Feature Request: Capture Pipeline Data During Execution

Often when designing and debugging a Pipeline, the Validate function is not able to be used, as the Pipeline is only designed to be executed as a sub-Pipeline or as a Triggered Task. If we execute the parent Pipeline or trigger the task, then the full document data at each step in the Pipeline is not able to be browsed, we have to rely on the logs in the Dashboard.

Our workaround to this is to insert a Copy > JSON Formatter > File Writer series of Snaps at various points in the Pipeline. However the drawback to this is that it needs to be repeated at every relevant point in the Pipeline (almost after every Snap!), is messy to create / remove and creates a whole heap of files in SLDB which need to be searched and cleaned up.

We’ve requested the feature to be able to execute a Pipeline (triggered, scheduled or Pipeline Execute) with a ‘capture data’ setting which then allows the full input / output document data of each Snap to be browsed in the Dashboard (Service Request #18185).

I’d be keen to hear any thoughts or feedback from the community - is this a feature you would like to see too?

2 Likes

Quick question - are you only interested in the last n documents, for a fairly small value of n? Otherwise, this could get into the hundreds of megabytes or gigabytes in many cases, which is difficult to view in the browser.

Also, have you tried the Record Replay Snap? You can use this to capture, say, 10 documents at the beginning of a pipeline sent by the parent, and then have those docs available in that cache to use during validation. We often use it internally when connecting to arbitrary web endpoints.

Shayne

Thanks for your reply.

Yes, we would only want to capture one execution, or a small number - agree that we don’t want to be capturing huge volumes of data, and this should only be for debugging.

I haven’t tried the Record/Replay Snap yet, but I might have a play around with it.

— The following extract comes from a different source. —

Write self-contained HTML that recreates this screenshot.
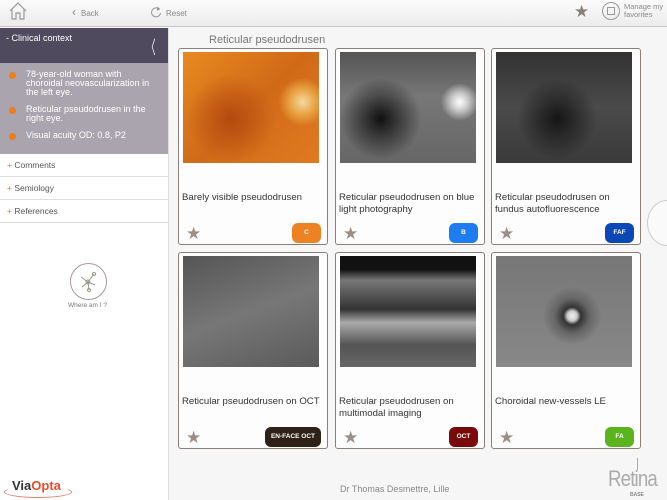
<!DOCTYPE html>
<html><head><meta charset="utf-8"><style>
*{margin:0;padding:0;box-sizing:border-box}
body{width:667px;height:500px;overflow:hidden;background:#f6f6f6;font-family:"Liberation Sans",sans-serif;position:relative;color:#333}
.hdr{position:absolute;left:0;top:0;width:667px;height:27px;background:linear-gradient(#fbfbfb,#ececec);border-bottom:1px solid #c8c8c8}
.hdr span{position:absolute;font-size:8px;color:#888;top:9px}
.side{position:absolute;left:0;top:28px;width:169px;height:472px;background:#fff;border-right:1px solid #ddd}
.cc{height:35px;background:#4f4a5e;color:#fff;font-size:9px;padding:5px 6px;position:relative}
.cc b{position:absolute;right:8px;top:6px;font-weight:normal;font-size:18px;color:#fff;transform:scaleX(.5)}
.ctx{height:91px;background:#a9a4ae;color:#fff;font-size:9px;line-height:9px;padding:7px 12px 0 26px}
.ctx p{position:relative;margin-bottom:8px}
.ctx p:before{content:"";position:absolute;left:-17px;top:2px;width:7px;height:7px;border-radius:50%;background:#f07c1a}
.it{height:23px;border-bottom:1px solid #ddd;font-size:8.5px;color:#555;padding:6px 7px}
.it i{color:#f07c1a;font-style:normal}
.card{position:absolute;width:150px;height:197px;border:1px solid #8a7f7a;border-radius:3px;background:#fdfdfd}
.img{position:absolute;left:4px;top:3px;width:136px;height:111px}
.t{position:absolute;left:3px;top:143px;font-size:9.6px;line-height:12px;color:#333;width:145px}
.st{position:absolute;left:7px;top:175px;color:#9a8e85;font-size:17px}
.bd{position:absolute;right:6px;top:174px;height:20px;border-radius:6px;color:#fff;font-size:6.5px;font-weight:bold;text-align:center;line-height:20px;padding:0 6px;min-width:29px}
</style></head><body>
<div class="hdr">
<svg style="position:absolute;left:8px;top:1px" width="20" height="20" viewBox="0 0 20 20" fill="none" stroke="#999" stroke-width="1.2"><path d="M2 10 L10 2 L18 10 M4 8 V18 H8 V12 H12 V18 H16 V8"/></svg>
<span style="left:72px;font-size:12px;top:5px">‹</span><span style="left:81px">Back</span>
<svg style="position:absolute;left:150px;top:6px" width="12" height="12" viewBox="0 0 12 12" fill="none" stroke="#999"><path d="M9 3 A4.5 4.5 0 1 0 10.5 7"/><path d="M7 1 L9.5 3 L7 4.5" fill="#999"/></svg>
<span style="left:166px">Reset</span>
<span style="left:574px;top:2px;font-size:17px;color:#8a7f7a">★</span>
<div style="position:absolute;left:602px;top:2px;width:18px;height:18px;border:1px solid #999;border-radius:50%"></div>
<div style="position:absolute;left:607px;top:7px;width:8px;height:8px;border:1px solid #999"></div>
<span style="left:624px;top:3px;line-height:8px;font-size:7.5px">Manage my<br>favorites</span>
</div>
<div class="side">
<div class="cc">- Clinical context<b>〈</b></div>
<div class="ctx"><p>78-year-old woman with choroidal neovascularization in the left eye.</p><p>Reticular pseudodrusen in the right eye.</p><p>Visual acuity OD: 0.8, P2</p></div>
<div class="it"><i>+</i> Comments</div>
<div class="it"><i>+</i> Semiology</div>
<div class="it"><i>+</i> References</div>
<div style="position:absolute;left:70px;top:235px;width:37px;height:37px;border:1px solid #a99;border-radius:50%"></div>
<svg style="position:absolute;left:76px;top:241px" width="25" height="25" viewBox="0 0 25 25" fill="none" stroke="#998" stroke-width="1"><circle cx="12" cy="13" r="2"/><path d="M12 13 L18 5 M12 13 L5 8 M12 13 L13 21 M12 13 L19 16 M12 13 L6 18"/><circle cx="18" cy="5" r="1.5"/><circle cx="13" cy="21" r="1.5"/></svg>
<div style="position:absolute;left:0;width:175px;text-align:center;top:274px;font-size:6.5px;color:#777">Where am I ?</div>
<div style="position:absolute;left:12px;top:450px;font-size:13px;font-weight:bold;color:#333">Via<span style="color:#e84b2a">Opta</span></div>
<div style="position:absolute;left:4px;top:458px;width:68px;height:12px;border:1px solid #e0806a;border-radius:50%;border-top-color:transparent"></div>
</div>
<div style="position:absolute;left:209px;top:34px;font-size:11px;color:#777">Reticular pseudodrusen</div>
<div class="card" style="left:178px;top:48px"><div class="img" style="background:radial-gradient(circle at 88% 45%,#f4d9a0 0,#e8a040 10%,transparent 18%),radial-gradient(circle at 35% 60%,#b44a10,transparent 40%),linear-gradient(135deg,#e88a20,#d06a18 50%,#e07a20)"></div><div class="t">Barely visible pseudodrusen</div><div class="st">★</div><div class="bd" style="background:#ee8222">C</div></div>
<div class="card" style="left:335px;top:48px"><div class="img" style="background:radial-gradient(circle at 88% 45%,#fff 0,#ccc 6%,transparent 14%),radial-gradient(circle at 30% 60%,#111,transparent 35%),linear-gradient(#555,#777 40%,#666)"></div><div class="t">Reticular pseudodrusen on blue light photography</div><div class="st">★</div><div class="bd" style="background:#1e7bf0">B</div></div>
<div class="card" style="left:491px;top:48px"><div class="img" style="background:radial-gradient(circle at 45% 60%,#151515,transparent 40%),linear-gradient(#333,#4a4a4a 50%,#3a3a3a)"></div><div class="t" style="width:135px">Reticular pseudodrusen on fundus autofluorescence</div><div class="st">★</div><div class="bd" style="background:#0b47b5">FAF</div></div>
<div class="card" style="left:178px;top:252px"><div class="img" style="background:linear-gradient(160deg,#555,#777 50%,#5a5a5a)"></div><div class="t">Reticular pseudodrusen on OCT</div><div class="st">★</div><div class="bd" style="background:#2e2218">EN-FACE OCT</div></div>
<div class="card" style="left:335px;top:252px"><div class="img" style="background:linear-gradient(#111 0,#111 12%,#777 22%,#555 35%,#333 48%,#aaa 60%,#888 68%,#555 80%,#666)"></div><div class="t">Reticular pseudodrusen on multimodal imaging</div><div class="st">★</div><div class="bd" style="background:#7a0a0a">OCT</div></div>
<div class="card" style="left:491px;top:252px"><div class="img" style="background:radial-gradient(circle at 56% 54%,#eee 0,#ccc 5%,#333 9%,#666 18%,transparent 30%),linear-gradient(#777,#888)"></div><div class="t">Choroidal new-vessels LE</div><div class="st">★</div><div class="bd" style="background:#5bb31e">FA</div></div>
<div style="position:absolute;left:647px;top:200px;width:40px;height:46px;border:1px solid #ccc;border-radius:50%;background:#fafafa"></div>
<div style="position:absolute;left:340px;top:484px;font-size:9px;color:#888">Dr Thomas Desmettre, Lille</div>
<div style="position:absolute;left:608px;top:466px;font-size:22px;color:#aaa;letter-spacing:-1px;transform:scaleX(.85);transform-origin:left">Retina</div>
<div style="position:absolute;left:637px;top:458px;width:1px;height:12px;background:#aaa"></div>
<div style="position:absolute;left:630px;top:492px;font-size:5px;color:#888;font-weight:bold">BASE</div>
</body></html>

However the key is being able to see the data at every step - often when debugging complex pipelines it can be difficult to understand the exact structure of the JSON at each step and why certain Snaps are failing. I wouldn’t want to have to put a Record/Replay between every Snap in my Pipeline - that seems like overkill!

This is something on our wishlist as well…oftentimes we are trying to debug as a particular document goes through the pipeline and see what the output is at certain steps. Right now, we’re inserting a Copy snap and then putting the other flow to a JSON Formatter and File Writer. It works, but it definitely isn’t ideal, especially if you’d want to see the output after a number of separate steps.

To clarify, is this during design time or is it when you are troubleshooting a failed execution and trying to make determinations there?

I typically use it to troubleshoot failed executions but I do also use it during design time, as we will use data backups in testing our designs out.

1 Like

While this request of enhancing is being looked into, is there a chance that we can call single pipeline, from multiple output terminals?

Like for example as mentioned in the post, we can create a copy > json formatter > file writer pipeline in order to record the input / output at multiple stages in pipeline. So we make an independent pipeline to do this and call it as execute pipeline in to trigger it. when we want this to be called say 10 times during the course of execution, we will need to have 10 execute pipeline snap, instead can we have one execute pipeline snap called multiple times?

This feature is specially useful when designing error handling mechanism.

/Krupali

As an aside, there is some work being done for error handling that we hope to have soon.